*TASK OBJECTIVE*. Give only the number of lines where "React" occurs.

*SUPPLIED INFORMATION*.
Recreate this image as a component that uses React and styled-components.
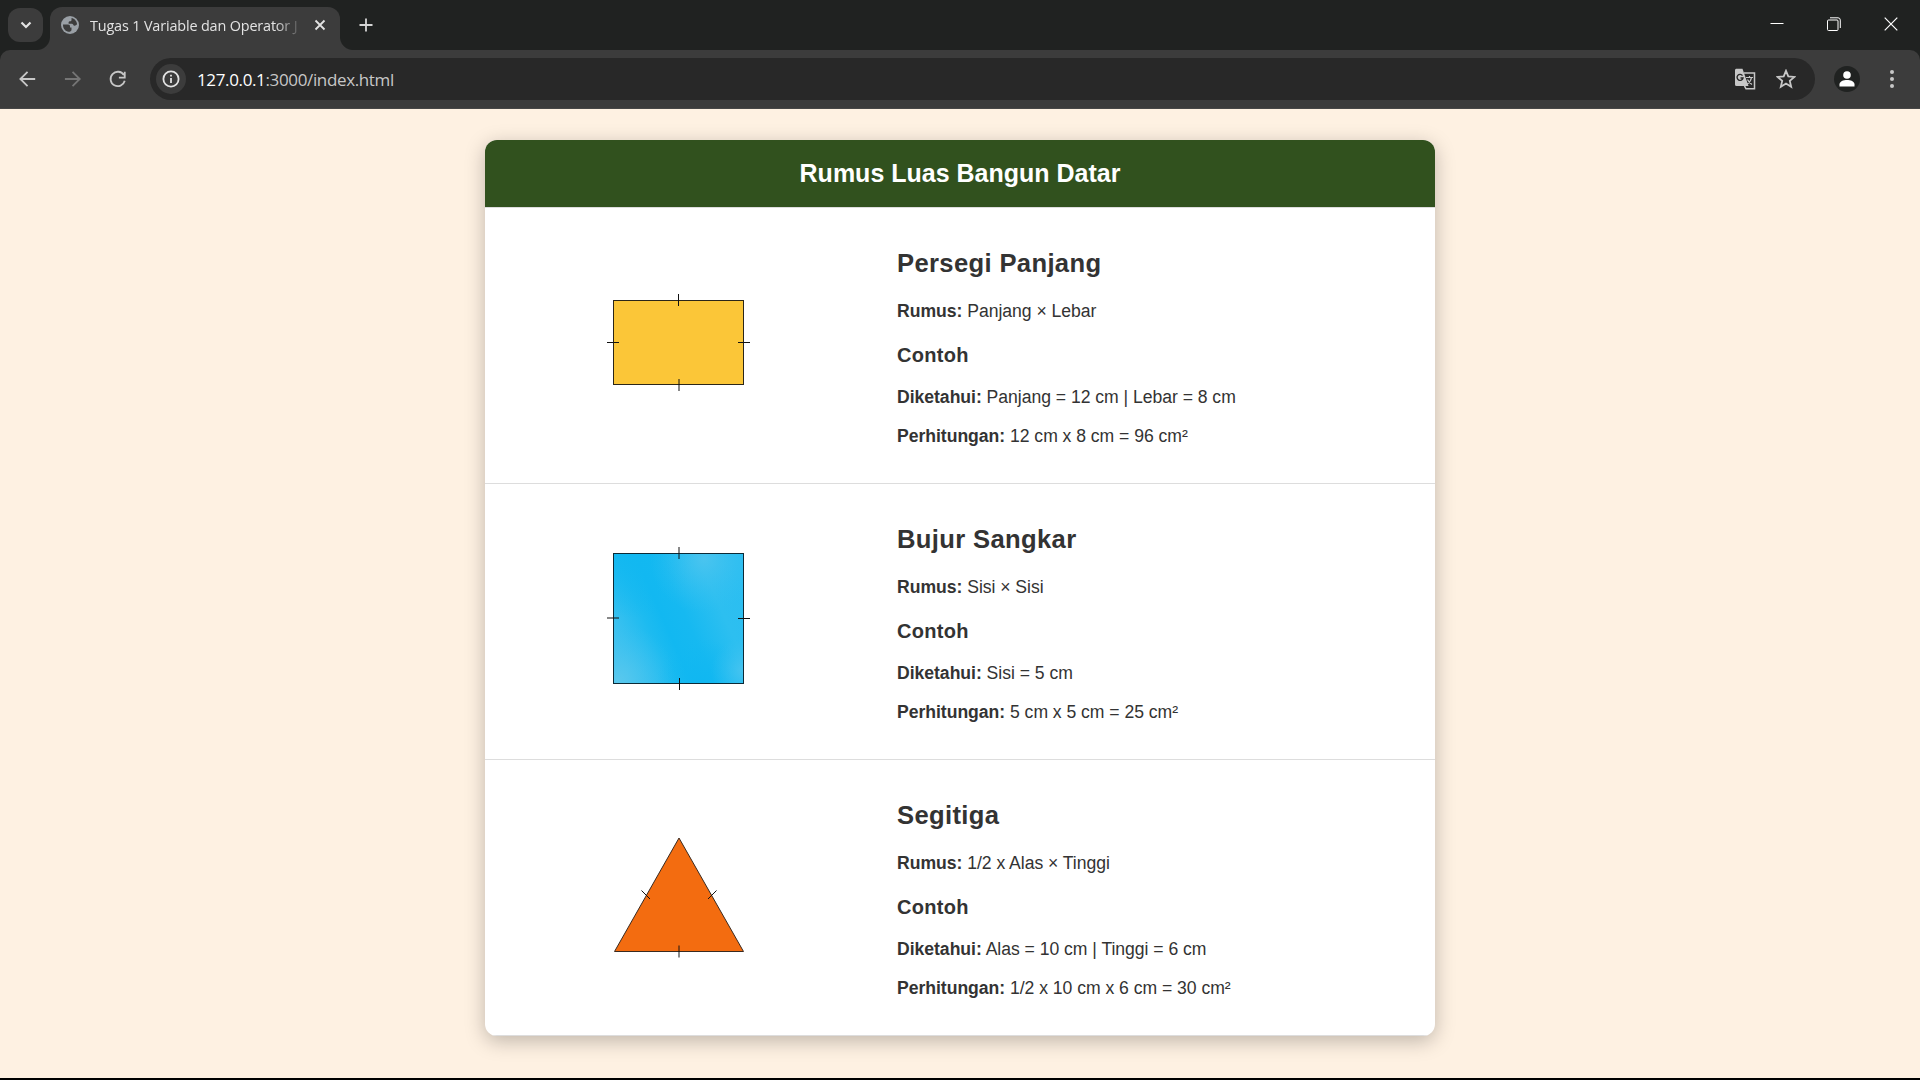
import React from 'react';
import styled, { createGlobalStyle } from 'styled-components';

const Global = createGlobalStyle`
  * { box-sizing: border-box; }
  body { margin: 0; background: #000; overflow: hidden; }
`;

const Window = styled.div`
  display: flex;
  flex-direction: column;
  width: 1920px;
  height: 1080px;
  font-family: 'Open Sans', 'Noto Sans', sans-serif;
  background: #000;
`;

const TabStrip = styled.div`
  display: flex;
  height: 50px;
  padding-left: 8px;
  background: #202221;
`;

const TabSearch = styled.div`
  display: grid;
  place-items: center;
  width: 35px;
  height: 34px;
  margin-top: 8px;
  border-radius: 12px;
  background: #3c3c3c;
`;

const Tab = styled.div`
  position: relative;
  display: flex;
  align-items: center;
  width: 290px;
  height: 43px;
  margin: 7px 0 0 7px;
  padding: 0 0 7px 11px;
  border-radius: 12px 12px 0 0;
  background: #3c3c3c;
  &::before,
  &::after {
    content: '';
    position: absolute;
    bottom: 0;
    width: 13px;
    height: 13px;
  }
  &::before {
    left: -13px;
    background: radial-gradient(circle at 0 0, transparent 12.5px, #3c3c3c 13.5px);
  }
  &::after {
    right: -13px;
    background: radial-gradient(circle at 100% 0, transparent 12.5px, #3c3c3c 13.5px);
  }
`;

const TabTitle = styled.span`
  width: 212px;
  margin-left: 11px;
  padding-top: 2px;
  white-space: nowrap;
  font-size: 14.4px;
  line-height: 20px;
  letter-spacing: -0.15px;
  color: #e3e3e3;
  mask-image: linear-gradient(90deg, #000 185px, transparent 213px);
`;

const TabClose = styled.span`
  display: flex;
  margin-left: 12px;
`;

const NewTab = styled.div`
  display: flex;
  margin: 18px 0 0 19px;
  height: 14px;
`;

const WindowButtons = styled.div`
  display: flex;
  align-items: center;
  gap: 43px;
  margin-left: auto;
  padding: 0 22px 2px 0;
`;

const ToolbarBack = styled.div`
  height: 59px;
  background: #202221;
`;

const Toolbar = styled.div`
  display: flex;
  align-items: center;
  height: 59px;
  padding: 0 20px 1px 19px;
  border-radius: 10px 10px 0 0;
  border-bottom: 1px solid #474747;
  background: #3c3c3c;
`;

const NavIcons = styled.div`
  display: flex;
  align-items: center;
  gap: 27px;
  width: 131px;
`;

const AddressBar = styled.div`
  display: flex;
  align-items: center;
  width: 1665px;
  height: 42px;
  padding: 0 19px 0 6px;
  border-radius: 21px;
  background: #282828;
`;

const SiteInfo = styled.div`
  display: grid;
  place-items: center;
  width: 30px;
  height: 30px;
  border-radius: 50%;
  background: #3c3c3c;
`;

const Url = styled.span`
  margin-left: 11px;
  padding-top: 2px;
  font-size: 17px;
  line-height: 24px;
  letter-spacing: -0.36px;
  color: #c7c7c7;
  b { font-weight: 400; color: #fff; }
`;

const BarActions = styled.div`
  display: flex;
  align-items: center;
  gap: 20px;
  margin-left: auto;
`;

const Profile = styled.div`
  display: grid;
  place-items: center;
  width: 26px;
  height: 26px;
  margin-left: 19px;
  border-radius: 50%;
  background: #202221;
`;

const MenuDots = styled.svg`
  margin-left: auto;
  margin-right: 6px;
`;

const Page = styled.main`
  display: flex;
  justify-content: center;
  align-items: flex-start;
  height: 969px;
  padding-top: 31px;
  background: #fef1e2;
  font-family: Arial, 'Liberation Sans', sans-serif;
  color: #333;
`;

const Card = styled.section`
  width: 950px;
  height: 896px;
  border-radius: 12px;
  overflow: hidden;
  background: #fff;
  box-shadow: 0 5px 20px rgba(0, 0, 0, 0.25);
`;

const CardHeader = styled.h1`
  height: 68px;
  margin: 0;
  border-bottom: 1px solid #ddd;
  text-align: center;
  font-size: 25px;
  font-weight: 700;
  line-height: 67px;
  color: #fff;
  background: #31511e;
`;

const Row = styled.article`
  display: grid;
  grid-template-columns: 387px 1fr;
  height: 276px;
  border-bottom: 1px solid #ddd;
`;

const Figure = styled.div`
  display: grid;
  place-items: center;
  padding: 0 1px 7px 0;
`;

const Details = styled.div`
  padding: 39px 25px 0;
`;

const ShapeName = styled.h2`
  margin: 0 0 20px;
  font-size: 25.6px;
  line-height: 32px;
  letter-spacing: 0.35px;
`;

const ExampleTitle = styled.h3`
  margin: 20px 0 18px;
  font-size: 20px;
  line-height: 24px;
  letter-spacing: 0.3px;
`;

const Line = styled.p`
  margin: 0 0 15px;
  font-size: 17.6px;
  line-height: 24px;
  letter-spacing: -0.03px;
`;

const ink = { stroke: '#111', strokeWidth: 1 };

const Rectangle = () => (
  <svg width="150" height="110" viewBox="0 0 150 110">
    <rect x="10.5" y="13.5" width="130" height="84" fill="#fbc638" stroke="#2b2618" />
    <path d="M75.5 7v12M4 55.5h12M135 55.5h12" {...ink} />
    <path d="M76 92v12" stroke="#111" strokeOpacity=".5" strokeWidth="2" />
  </svg>
);

const Square = () => (
  <svg width="150" height="150" viewBox="0 0 150 150">
    <defs>
      <linearGradient id="sheen" x1="0" y1=".72" x2="1" y2=".28">
        <stop offset="0" stopColor="#45c3ef" />
        <stop offset=".28" stopColor="#1dbbf0" />
        <stop offset=".4" stopColor="#12b8f1" />
        <stop offset=".55" stopColor="#16b9f1" />
        <stop offset=".8" stopColor="#2dbff0" />
        <stop offset="1" stopColor="#2bbef1" />
      </linearGradient>
      <radialGradient id="glowTop" cx=".7" cy=".04" r=".42">
        <stop offset="0" stopColor="#4fc5ef" stopOpacity=".85" />
        <stop offset="1" stopColor="#35c0f0" stopOpacity="0" />
      </radialGradient>
      <radialGradient id="glowLeft" cx=".03" cy=".98" r=".45">
        <stop offset="0" stopColor="#5ac8ed" />
        <stop offset="1" stopColor="#35c0f0" stopOpacity="0" />
      </radialGradient>
      <radialGradient id="glowRight" cx="1" cy=".9" r=".25">
        <stop offset="0" stopColor="#46c4f0" />
        <stop offset="1" stopColor="#35c0f0" stopOpacity="0" />
      </radialGradient>
      <radialGradient id="deepCorner" cx=".12" cy="0" r=".5">
        <stop offset="0" stopColor="#12b8f1" />
        <stop offset="1" stopColor="#12b8f1" stopOpacity="0" />
      </radialGradient>
      <radialGradient id="deepBase" cx=".68" cy="1" r=".35">
        <stop offset="0" stopColor="#10b7f1" />
        <stop offset="1" stopColor="#12b8f1" stopOpacity="0" />
      </radialGradient>
    </defs>
    {['sheen', 'deepCorner', 'deepBase', 'glowTop', 'glowLeft', 'glowRight'].map((id) => (
      <rect key={id} x="10.5" y="10.5" width="130" height="130" fill={`url(#${id})`} />
    ))}
    <rect x="10.5" y="10.5" width="130" height="130" fill="none" stroke="#0c2a36" />
    <path d="M135 75.5h12M76.5 135v12" {...ink} />
    <path d="M76 4v12M4 75h12" stroke="#111" strokeOpacity=".5" strokeWidth="2" />
  </svg>
);

const Triangle = () => (
  <svg width="150" height="150" viewBox="0 0 150 150">
    <path d="M76 19L140.5 132.5H11.5Z" fill="#f36c10" stroke="#3a2a20" />
    <path d="M38.5 71.5l8.500 8.500M113.5 71.5l-8.500 8.500" {...ink} />
    <path d="M76 126.5v12" stroke="#111" strokeOpacity=".65" strokeWidth="1.5" />
  </svg>
);

const shapes = [
  {
    name: 'Persegi Panjang',
    Drawing: Rectangle,
    formula: 'Panjang × Lebar',
    given: 'Panjang = 12 cm | Lebar = 8 cm',
    result: '12 cm x 8 cm = 96 cm²',
  },
  {
    name: 'Bujur Sangkar',
    Drawing: Square,
    formula: 'Sisi × Sisi',
    given: 'Sisi = 5 cm',
    result: '5 cm x 5 cm = 25 cm²',
  },
  {
    name: 'Segitiga',
    Drawing: Triangle,
    formula: '1/2 x Alas × Tinggi',
    given: 'Alas = 10 cm | Tinggi = 6 cm',
    result: '1/2 x 10 cm x 6 cm = 30 cm²',
  },
];

const Svg = ({ size = 20, color = '#c7c7c7', width = 2, children }) => (
  <svg width={size} height={size} viewBox="0 0 20 20" fill="none" stroke={color} strokeWidth={width}>
    {children}
  </svg>
);

function BrowserChrome() {
  return (
    <>
      <TabStrip>
        <TabSearch>
          <Svg color="#e3e3e3" width={2.2}><path d="M5.5 7.5l4.500 4.500 4.500-4.500" /></Svg>
        </TabSearch>
        <Tab>
          <svg width="18" height="18" viewBox="0 0 18 18">
            <circle cx="9" cy="9" r="9" fill="#9aa0a6" />
            <path
              d="M2 8.500h5c1.600 0 2 .8 2 2v1h1.500v2.600c0 .6-.7.900-1.500 1.700C5 16 1.800 13 2 8.500zM10.500 2c3 .4 5.300 3.200 5.600 6.300-.8.900-1.700 1.500-2.600 1.400-1.500 0-1-1.700-2.400-1.900H7.600V6.500c0-1 .6-1.300 2-1.300.9 0 1-.7.900-3.200z"
              fill="#3c3c3c"
            />
          </svg>
          <TabTitle>Tugas 1 Variable dan Operator J</TabTitle>
          <TabClose>
            <svg width="12" height="12" viewBox="0 0 12 12" stroke="#e3e3e3" strokeWidth="1.8">
              <path d="M1.5 1.5l9 9M10.5 1.5l-9 9" />
            </svg>
          </TabClose>
        </Tab>
        <NewTab>
          <svg width="14" height="14" viewBox="0 0 14 14" stroke="#d5d5d5" strokeWidth="1.8">
            <path d="M7 .5v13M.5 7h13" />
          </svg>
        </NewTab>
        <WindowButtons>
          <svg width="14" height="14" viewBox="0 0 14 14"><path d="M.5 6.500h13" stroke="#fff" /></svg>
          <svg width="14" height="14" viewBox="0 0 14 14" fill="none" stroke="#fff">
            <rect x=".5" y="3" width="10.5" height="10.5" rx="1" />
            <path d="M3 .8h8a2.300 2.300 0 0 1 2.300 2.300V11" />
          </svg>
          <svg width="14" height="14" viewBox="0 0 14 14" stroke="#fff" strokeWidth="1.2">
            <path d="M.7.7l12.600 12.600M13.300.7L.7 13.300" />
          </svg>
        </WindowButtons>
      </TabStrip>
      <ToolbarBack>
        <Toolbar>
          <NavIcons>
            <Svg size={18}><path d="M18 10H2M9.500 2L1.500 10l8 8" /></Svg>
            <Svg size={18} color="#757575"><path d="M1 10h16.500M9.500 2l8 8-8 8" /></Svg>
            <Svg size={18}><path d="M16.500 5.600A8 8 0 1 0 17.500 12M17.500 2v6.500H11" /></Svg>
          </NavIcons>
          <AddressBar>
            <SiteInfo>
              <svg width="18" height="18" viewBox="0 0 18 18" fill="none" stroke="#e3e3e3" strokeWidth="1.8">
                <circle cx="9" cy="9" r="7.6" />
                <path d="M9 8v5M9 4.800v1.800" />
              </svg>
            </SiteInfo>
            <Url><b>127.0.0.1</b>:3000/index.html</Url>
            <BarActions>
              <svg width="22" height="22" viewBox="0 0 22 22">
                <path d="M2 .8h6.500L14.500 18H2.500A1.500 1.500 0 0 1 1 16.500v-14A1.500 1.500 0 0 1 2 .8z" fill="#c7c7c7" />
                <path d="M10 5h10.500v15.800H12l-1.500-3" fill="none" stroke="#c7c7c7" strokeWidth="1.5" />
                <path d="M8.500 7.600A3 3 0 1 0 9 10H6.500" fill="none" stroke="#282828" strokeWidth="1.4" />
                <path d="M12 9.500h7M15.500 8v1.500M17.500 9.500c-.5 3-2.500 5.500-4.500 7M13.500 11.500c1 2 2.500 3.800 4.500 5" fill="none" stroke="#c7c7c7" strokeWidth="1.2" />
              </svg>
              <Svg width={1.8}>
                <path d="M10 1.800l2.300 5.600 6.100.5-4.600 4 1.400 5.900-5.200-3.200-5.200 3.200 1.400-5.900-4.600-4 6.100-.5z" />
              </Svg>
            </BarActions>
          </AddressBar>
          <Profile>
            <svg width="16" height="16" viewBox="0 0 16 16" fill="#fff">
              <circle cx="8" cy="4" r="3.8" />
              <path d="M.5 15.500v-2.300C.5 10.500 4.500 9 8 9s7.500 1.500 7.500 4.200v2.300z" />
            </svg>
          </Profile>
          <MenuDots width="4" height="18" viewBox="0 0 4 18" fill="#c7c7c7">
            <circle cx="2" cy="2" r="2" />
            <circle cx="2" cy="9" r="2" />
            <circle cx="2" cy="16" r="2" />
          </MenuDots>
        </Toolbar>
      </ToolbarBack>
    </>
  );
}

export default function App() {
  return (
    <Window>
      <Global />
      <BrowserChrome />
      <Page>
        <Card>
          <CardHeader>Rumus Luas Bangun Datar</CardHeader>
          {shapes.map(({ name, Drawing, formula, given, result }) => (
            <Row key={name}>
              <Figure><Drawing /></Figure>
              <Details>
                <ShapeName>{name}</ShapeName>
                <Line><strong>Rumus:</strong> {formula}</Line>
                <ExampleTitle>Contoh</ExampleTitle>
                <Line><strong>Diketahui:</strong> {given}</Line>
                <Line><strong>Perhitungan:</strong> {result}</Line>
              </Details>
            </Row>
          ))}
        </Card>
      </Page>
    </Window>
  );
}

*RESPONSE TO THE EXERCISE*. 2